Repeat all the material exactly; pictures stay out of your copy.
-------- Given information --------
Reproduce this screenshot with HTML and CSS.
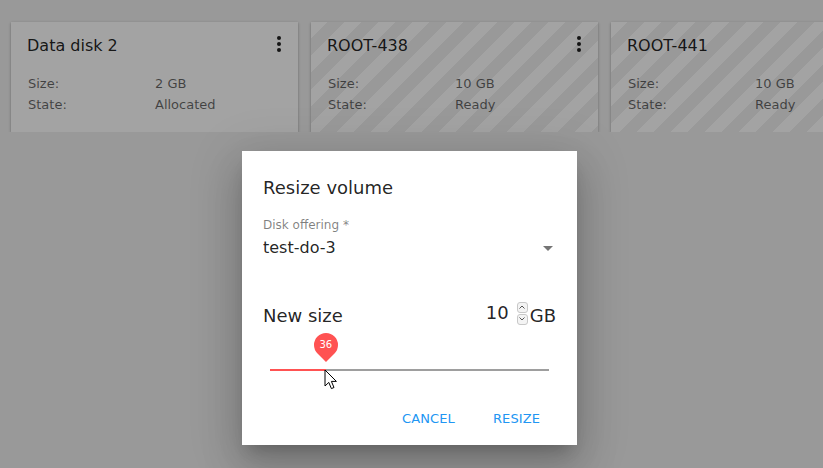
FILE: index.html
```html
<!DOCTYPE html>
<html>
<head>
<meta charset="utf-8">
<link rel="stylesheet" href="styles.css">
</head>
<body>
<div class="cards">
  <div class="card">
    <div class="card-head">
      <div class="card-title">Data disk 2</div>
      <div class="kebab"><span></span><span></span><span></span></div>
    </div>
    <div class="props">
      <div class="lbl">Size:</div><div class="val">2 GB</div>
      <div class="lbl">State:</div><div class="val">Allocated</div>
    </div>
  </div>
  <div class="card striped">
    <div class="card-head">
      <div class="card-title">ROOT-438</div>
      <div class="kebab"><span></span><span></span><span></span></div>
    </div>
    <div class="props">
      <div class="lbl">Size:</div><div class="val">10 GB</div>
      <div class="lbl">State:</div><div class="val">Ready</div>
    </div>
  </div>
  <div class="card striped">
    <div class="card-head">
      <div class="card-title">ROOT-441</div>
      <div class="kebab"><span></span><span></span><span></span></div>
    </div>
    <div class="props">
      <div class="lbl">Size:</div><div class="val">10 GB</div>
      <div class="lbl">State:</div><div class="val">Ready</div>
    </div>
  </div>
</div>

<div class="backdrop">
  <div class="dialog">
    <div class="dlg-title">Resize volume</div>
    <div class="field">
      <div class="field-label">Disk offering *</div>
      <div class="select">
        <span>test-do-3</span>
        <span class="caret"></span>
      </div>
    </div>
    <div class="size-row">
      <div class="size-label">New size</div>
      <div class="size-input">
        <span class="num">10</span>
        <span class="spin">
          <span class="spin-btn"><svg width="8" height="6" viewBox="0 0 8 6"><path d="M1.5 4.5 L4 2 L6.5 4.5" fill="none" stroke="#555" stroke-width="1"/></svg></span>
          <span class="spin-btn"><svg width="8" height="6" viewBox="0 0 8 6"><path d="M1.5 1.5 L4 4 L6.5 1.5" fill="none" stroke="#555" stroke-width="1"/></svg></span>
        </span>
        <span class="unit">GB</span>
      </div>
    </div>
    <div class="slider">
      <div class="track">
        <div class="fill" style="width: 20%"></div>
        <div class="thumb" style="left: 20%">
          <div class="pin"></div>
          <div class="pin-text">36</div>
        </div>
      </div>
    </div>
    <div class="actions">
      <button class="btn">CANCEL</button>
      <button class="btn">RESIZE</button>
    </div>
  </div>
</div>

<svg class="cursor" width="14" height="22" viewBox="0 0 14 22">
  <path d="M1 1 L1 17 L4.8 13.4 L7.4 19.6 L10 18.5 L7.4 12.4 L12.4 12.4 Z" fill="#fff" stroke="#000" stroke-width="1" stroke-linejoin="round"/>
</svg>
</body>
</html>
```

FILE: styles.css
```css
* { box-sizing: border-box; }
html, body { margin: 0; padding: 0; }
body {
  width: 823px;
  height: 468px;
  overflow: hidden;
  background: #f0f0f0;
  font-family: "DejaVu Sans", sans-serif;
  position: relative;
}
.cards {
  display: flex;
  gap: 13px;
  padding: 22px 0 0 11px;
  overflow: hidden;
}
.card {
  flex: 0 0 287px;
  height: 110px;
  background: #fff;
  box-shadow: 0 1px 3px rgba(0,0,0,0.25), 0 1px 1px rgba(0,0,0,0.15);
  padding: 14px 16px 0 16px;
}
.card.striped {
  background: repeating-linear-gradient(135deg, #ffffff 0px, #ffffff 12px, #f0f0f0 12px, #f0f0f0 24px);
}
.card-head {
  display: flex;
  justify-content: space-between;
  align-items: flex-start;
}
.card-title {
  font-size: 16px;
  line-height: 20px;
  color: rgba(0,0,0,0.87);
}
.kebab {
  display: flex;
  flex-direction: column;
  gap: 2px;
  margin-right: 1px;
}
.kebab span {
  width: 4px; height: 4px;
  border-radius: 50%;
  background: rgba(0,0,0,0.87);
}
.props {
  margin-top: 17px;
  display: grid;
  grid-template-columns: 127px 1fr;
  font-size: 13px;
  line-height: 21px;
  color: rgba(0,0,0,0.6);
  padding-left: 1px;
}
.backdrop {
  position: absolute;
  inset: 0;
  background: rgba(0,0,0,0.36);
  padding: 151px 0 0 242px;
}
.dialog {
  width: 335px;
  height: 294px;
  background: #fff;
  box-shadow: 0 11px 15px -7px rgba(0,0,0,0.2), 0 24px 38px 3px rgba(0,0,0,0.14), 0 9px 46px 8px rgba(0,0,0,0.12);
  padding: 25px 21px 0 21px;
  display: flex;
  flex-direction: column;
}
.dlg-title {
  font-size: 18px;
  line-height: 24px;
  color: rgba(0,0,0,0.87);
}
.field { margin-top: 18px; }
.field-label {
  font-size: 12px;
  line-height: 14px;
  color: rgba(0,0,0,0.5);
}
.select {
  display: flex;
  justify-content: space-between;
  align-items: center;
  font-size: 16px;
  line-height: 22px;
  color: rgba(0,0,0,0.87);
  padding-right: 3px;
  margin-top: 5px;
}
.caret {
  width: 0; height: 0;
  border-left: 5px solid transparent;
  border-right: 5px solid transparent;
  border-top: 5px solid rgba(0,0,0,0.54);
}
.size-row {
  margin-top: 45px;
  display: flex;
  justify-content: space-between;
  align-items: flex-end;
}
.size-label {
  font-size: 18px;
  line-height: 24px;
  color: rgba(0,0,0,0.87);
}
.size-input {
  display: flex;
  align-items: center;
  font-size: 18px;
  line-height: 24px;
  color: rgba(0,0,0,0.87);
}
.num { margin-right: 8px; position: relative; top: -3px; }
.spin {
  display: flex;
  flex-direction: column;
  gap: 1px;
  position: relative;
  top: -3px;
}
.spin-btn {
  width: 11px; height: 11px;
  border: 1px solid #c8c8c8;
  border-radius: 3px;
  background: #f4f4f4;
  display: flex; align-items: center; justify-content: center;
}
.unit { margin-left: 2px; }
.slider {
  padding: 0 7px;
  margin-top: 41px;
}
.track {
  position: relative;
  height: 2px;
  background: #9e9e9e;
}
.fill {
  height: 2px;
  background: #ff5252;
}
.thumb {
  position: absolute;
  top: 0;
}
.pin {
  position: absolute;
  width: 24px; height: 24px;
  left: -12px; top: -36px;
  background: #ff5252;
  border-radius: 50% 50% 50% 0;
  transform: rotate(-45deg);
}
.pin-text {
  position: absolute;
  left: -12px; top: -36px;
  width: 24px; height: 24px;
  line-height: 24px;
  text-align: center;
  color: #fff;
  font-size: 10px;
}
.actions {
  margin-top: 29px;
  display: flex;
  justify-content: flex-end;
  gap: 6px;
  margin-right: 0;
}
.btn {
  font-family: "DejaVu Sans", sans-serif;
  font-size: 13px;
  color: #2196f3;
  background: none;
  border: none;
  padding: 0 16px;
  height: 36px;
  letter-spacing: 0.1px;
}
.cursor {
  position: absolute;
  left: 324px;
  top: 369px;
}
```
--------
Problem solution ▸
Reproduce this screenshot with HTML and CSS.
FILE: index.html
```html
<!DOCTYPE html>
<html>
<head>
<meta charset="utf-8">
<link rel="stylesheet" href="styles.css">
</head>
<body>
<div class="cards">
  <div class="card">
    <div class="card-head">
      <div class="card-title">Data disk 2</div>
      <div class="kebab"><span></span><span></span><span></span></div>
    </div>
    <div class="props">
      <div class="lbl">Size:</div><div class="val">2 GB</div>
      <div class="lbl">State:</div><div class="val">Allocated</div>
    </div>
  </div>
  <div class="card striped">
    <div class="card-head">
      <div class="card-title">ROOT-438</div>
      <div class="kebab"><span></span><span></span><span></span></div>
    </div>
    <div class="props">
      <div class="lbl">Size:</div><div class="val">10 GB</div>
      <div class="lbl">State:</div><div class="val">Ready</div>
    </div>
  </div>
  <div class="card striped">
    <div class="card-head">
      <div class="card-title">ROOT-441</div>
      <div class="kebab"><span></span><span></span><span></span></div>
    </div>
    <div class="props">
      <div class="lbl">Size:</div><div class="val">10 GB</div>
      <div class="lbl">State:</div><div class="val">Ready</div>
    </div>
  </div>
</div>

<div class="backdrop">
  <div class="dialog">
    <div class="dlg-title">Resize volume</div>
    <div class="field">
      <div class="field-label">Disk offering *</div>
      <div class="select">
        <span>test-do-3</span>
        <span class="caret"></span>
      </div>
    </div>
    <div class="size-row">
      <div class="size-label">New size</div>
      <div class="size-input">
        <span class="num">10</span>
        <span class="spin">
          <span class="spin-btn"><svg width="8" height="6" viewBox="0 0 8 6"><path d="M1.5 4.5 L4 2 L6.5 4.5" fill="none" stroke="#555" stroke-width="1"/></svg></span>
          <span class="spin-btn"><svg width="8" height="6" viewBox="0 0 8 6"><path d="M1.5 1.5 L4 4 L6.5 1.5" fill="none" stroke="#555" stroke-width="1"/></svg></span>
        </span>
        <span class="unit">GB</span>
      </div>
    </div>
    <div class="slider">
      <div class="track">
        <div class="fill" style="width: 20%"></div>
        <div class="thumb" style="left: 20%">
          <div class="pin"></div>
          <div class="pin-text">36</div>
        </div>
      </div>
    </div>
    <div class="actions">
      <button class="btn">CANCEL</button>
      <button class="btn">RESIZE</button>
    </div>
  </div>
</div>

<svg class="cursor" width="14" height="22" viewBox="0 0 14 22">
  <path d="M1 1 L1 17 L4.8 13.4 L7.4 19.6 L10 18.5 L7.4 12.4 L12.4 12.4 Z" fill="#fff" stroke="#000" stroke-width="1" stroke-linejoin="round"/>
</svg>
</body>
</html>
```

FILE: styles.css
```css
* { box-sizing: border-box; }
html, body { margin: 0; padding: 0; }
body {
  width: 823px;
  height: 468px;
  overflow: hidden;
  background: #f0f0f0;
  font-family: "DejaVu Sans", sans-serif;
  position: relative;
}
.cards {
  display: flex;
  gap: 13px;
  padding: 22px 0 0 11px;
  overflow: hidden;
}
.card {
  flex: 0 0 287px;
  height: 110px;
  background: #fff;
  box-shadow: 0 1px 3px rgba(0,0,0,0.25), 0 1px 1px rgba(0,0,0,0.15);
  padding: 14px 16px 0 16px;
}
.card.striped {
  background: repeating-linear-gradient(135deg, #ffffff 0px, #ffffff 12px, #f0f0f0 12px, #f0f0f0 24px);
}
.card-head {
  display: flex;
  justify-content: space-between;
  align-items: flex-start;
}
.card-title {
  font-size: 16px;
  line-height: 20px;
  color: rgba(0,0,0,0.87);
}
.kebab {
  display: flex;
  flex-direction: column;
  gap: 2px;
  margin-right: 1px;
}
.kebab span {
  width: 4px; height: 4px;
  border-radius: 50%;
  background: rgba(0,0,0,0.87);
}
.props {
  margin-top: 17px;
  display: grid;
  grid-template-columns: 127px 1fr;
  font-size: 13px;
  line-height: 21px;
  color: rgba(0,0,0,0.6);
  padding-left: 1px;
}
.backdrop {
  position: absolute;
  inset: 0;
  background: rgba(0,0,0,0.36);
  padding: 151px 0 0 242px;
}
.dialog {
  width: 335px;
  height: 294px;
  background: #fff;
  box-shadow: 0 11px 15px -7px rgba(0,0,0,0.2), 0 24px 38px 3px rgba(0,0,0,0.14), 0 9px 46px 8px rgba(0,0,0,0.12);
  padding: 25px 21px 0 21px;
  display: flex;
  flex-direction: column;
}
.dlg-title {
  font-size: 18px;
  line-height: 24px;
  color: rgba(0,0,0,0.87);
}
.field { margin-top: 18px; }
.field-label {
  font-size: 12px;
  line-height: 14px;
  color: rgba(0,0,0,0.5);
}
.select {
  display: flex;
  justify-content: space-between;
  align-items: center;
  font-size: 16px;
  line-height: 22px;
  color: rgba(0,0,0,0.87);
  padding-right: 3px;
  margin-top: 5px;
}
.caret {
  width: 0; height: 0;
  border-left: 5px solid transparent;
  border-right: 5px solid transparent;
  border-top: 5px solid rgba(0,0,0,0.54);
}
.size-row {
  margin-top: 45px;
  display: flex;
  justify-content: space-between;
  align-items: flex-end;
}
.size-label {
  font-size: 18px;
  line-height: 24px;
  color: rgba(0,0,0,0.87);
}
.size-input {
  display: flex;
  align-items: center;
  font-size: 18px;
  line-height: 24px;
  color: rgba(0,0,0,0.87);
}
.num { margin-right: 8px; position: relative; top: -3px; }
.spin {
  display: flex;
  flex-direction: column;
  gap: 1px;
  position: relative;
  top: -3px;
}
.spin-btn {
  width: 11px; height: 11px;
  border: 1px solid #c8c8c8;
  border-radius: 3px;
  background: #f4f4f4;
  display: flex; align-items: center; justify-content: center;
}
.unit { margin-left: 2px; }
.slider {
  padding: 0 7px;
  margin-top: 41px;
}
.track {
  position: relative;
  height: 2px;
  background: #9e9e9e;
}
.fill {
  height: 2px;
  background: #ff5252;
}
.thumb {
  position: absolute;
  top: 0;
}
.pin {
  position: absolute;
  width: 24px; height: 24px;
  left: -12px; top: -36px;
  background: #ff5252;
  border-radius: 50% 50% 50% 0;
  transform: rotate(-45deg);
}
.pin-text {
  position: absolute;
  left: -12px; top: -36px;
  width: 24px; height: 24px;
  line-height: 24px;
  text-align: center;
  color: #fff;
  font-size: 10px;
}
.actions {
  margin-top: 29px;
  display: flex;
  justify-content: flex-end;
  gap: 6px;
  margin-right: 0;
}
.btn {
  font-family: "DejaVu Sans", sans-serif;
  font-size: 13px;
  color: #2196f3;
  background: none;
  border: none;
  padding: 0 16px;
  height: 36px;
  letter-spacing: 0.1px;
}
.cursor {
  position: absolute;
  left: 324px;
  top: 369px;
}
```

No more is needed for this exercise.